A model displays Japanese automaker Toyota Motor Corp.'s new motorized ride "Winglet" during a press conference in Tokyo Friday, Aug. 1, 2008. Toyota will start testing three types of the stand-up-and-ride contraption, that travels at up to 6 kph (3.7 mph), later this year at a Japanese airport and resort complex and next year at a shopping mall to get feedback from people. No plans are set to sell the Winglet as a commercial product. The one at left, that weighs 9.9-kg (22-lb) is folded for carrying purpose. The other two weigh 12.3-kg (27-lb). (AP Photo/Katsumi Kasahara). Katsumi Kasahara

Segway users, look behind your shoulder. Another “personal transport assistant” is waiting in the wings.

The Toyota Winglet will be used in trials at a Japanese airport and shopping center in 2009, with a planned mass deployment in early 2010. It’s much slower than the Segway with a top speed of only 3.7 mph, but comes in three models: the S (which is only 18 inches tall and weighs 22 pounds), the M (27 inches tall and 27 pounds), and the L (about 4 feet tall and the same weight as the M). Both the S and M use leg braces to help you steer, while the L provides a handle bar. Like the Segway, the Winglet senses weight shifts for steering and speed and can slow down or stop if you teeter too much.

In a video demo, a Toyota representative effortless drove around a stage with the S model. Trials in Japan will determine how well the device maneuvers in crowded areas, and how pedestrians not riding on a Winglet will react. The press release for the Winglet mentions how the Toyota robotics division intends to help contribute the “health and comfort” of future society.
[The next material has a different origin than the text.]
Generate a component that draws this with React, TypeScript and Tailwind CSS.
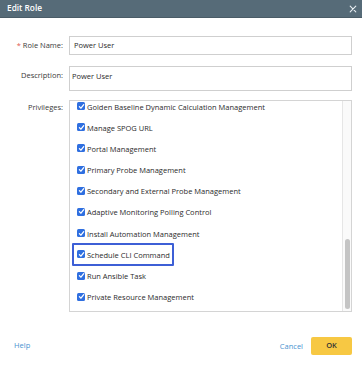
import React from "react";

const items = [
  "Golden Baseline Dynamic Calculation Management",
  "Manage SPOG URL",
  "Portal Management",
  "Primary Probe Management",
  "Secondary and External Probe Management",
  "Adaptive Monitoring Polling Control",
  "Install Automation Management",
  "Schedule CLI Command",
  "Run Ansible Task",
  "Private Resource Management",
];

function Check() {
  return (
    <span className="w-[8px] h-[8px] rounded-[1.5px] bg-[#2f6fe0] flex items-center justify-center shrink-0">
      <svg width="7" height="7" viewBox="0 0 10 10">
        <path d="M2 5.2 L4.2 7.4 L8.2 2.4" stroke="white" strokeWidth="1.8" fill="none" strokeLinecap="round" strokeLinejoin="round" />
      </svg>
    </span>
  );
}

export default function App() {
  return (
    <div
      className="w-[362px] h-[369px] bg-white flex flex-col text-[#2b2b2b] text-[7.5px]"
      style={{ fontFamily: '"Open Sans", "Liberation Sans", sans-serif' }}
    >
      <div className="h-[18px] bg-[#566b78] border-b border-[#4a5c67] flex items-center justify-between pl-[7px] pr-[5px] shrink-0">
        <span className="text-white text-[8.3px] font-semibold">Edit Role</span>
        <svg width="8" height="8" viewBox="0 0 10 10">
          <path d="M1.5 1.5 L8.5 8.5 M8.5 1.5 L1.5 8.5" stroke="#e8eef2" strokeWidth="1.4" strokeLinecap="round" />
        </svg>
      </div>

      <div className="flex flex-col pt-[18px] pr-[10px]">
        <div className="flex items-center h-[19px]">
          <div className="w-[63px] text-right text-[#3a3a3a]">
            <span className="text-[#e05a4f]">* </span>Role Name:
          </div>
          <div className="ml-[6px] flex-1 h-[19px] border border-[#cfcfcf] flex items-center pl-[4px]">Power User</div>
        </div>

        <div className="flex items-start mt-[11px]">
          <div className="w-[63px] text-right text-[#3a3a3a] pt-[4px]">Description:</div>
          <div className="ml-[6px] flex-1 h-[25px] border border-[#cfcfcf] pl-[2px] pt-[4px] leading-[10px]">Power User</div>
        </div>

        <div className="flex items-start mt-[9px]">
          <div className="w-[63px] text-right text-[#3a3a3a] pt-[2px]">Privileges:</div>
          <div className="ml-[6px] flex-1 h-[212px] border border-[#d4d4d4] flex overflow-hidden">
            <div className="flex-1 flex flex-col pt-[1px] pl-[7px]">
              {items.map((t) => (
                <div key={t} className="relative h-[21.2px] flex items-start shrink-0">
                  <Check />
                  <span className="ml-[2px] leading-[9px] mt-[0.5px] whitespace-nowrap">{t}</span>
                  {t === "Schedule CLI Command" && (
                    <div className="absolute left-[-5px] top-[-7px] w-[102px] h-[23px] border-2 border-[#3d5fd6] rounded-[1px]" />
                  )}
                </div>
              ))}
            </div>
            <div className="w-[9px] border-l border-[#e6e6e6] bg-[#fafafa] flex flex-col items-center justify-end pb-[2px]">
              <div className="w-[5px] h-[70px] rounded-[3px] bg-[#c4c4c4]" />
            </div>
          </div>
        </div>
      </div>

      <div className="flex items-center justify-between pl-[14px] pr-[10px] mt-[25px]">
        <span className="text-[#4a94d0]">Help</span>
        <div className="flex items-center">
          <span className="text-[#4a94d0] mr-[8px] mt-[1px]">Cancel</span>
          <div className="w-[41px] h-[18px] rounded-[2px] bg-[#f7c843] flex items-center justify-center font-semibold text-[#333]">OK</div>
        </div>
      </div>
    </div>
  );
}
My only comment: in current society, with pervasive electronic entertainment, gas-guzzling cars, and a coach-potato lifestyle, it seems as though introducing another vehicle that does not require physical excursion is counter-productive.

But who knows? The Winglet looks slick and portable, a device that is light enough to carry in the car and use on a whim. It could also provide more mobility for those who walk to work every day. In the US, it’s still unclear whether devices such as the Segway and Winglet will catch on; but manufacturers seem to have few qualms pushing them.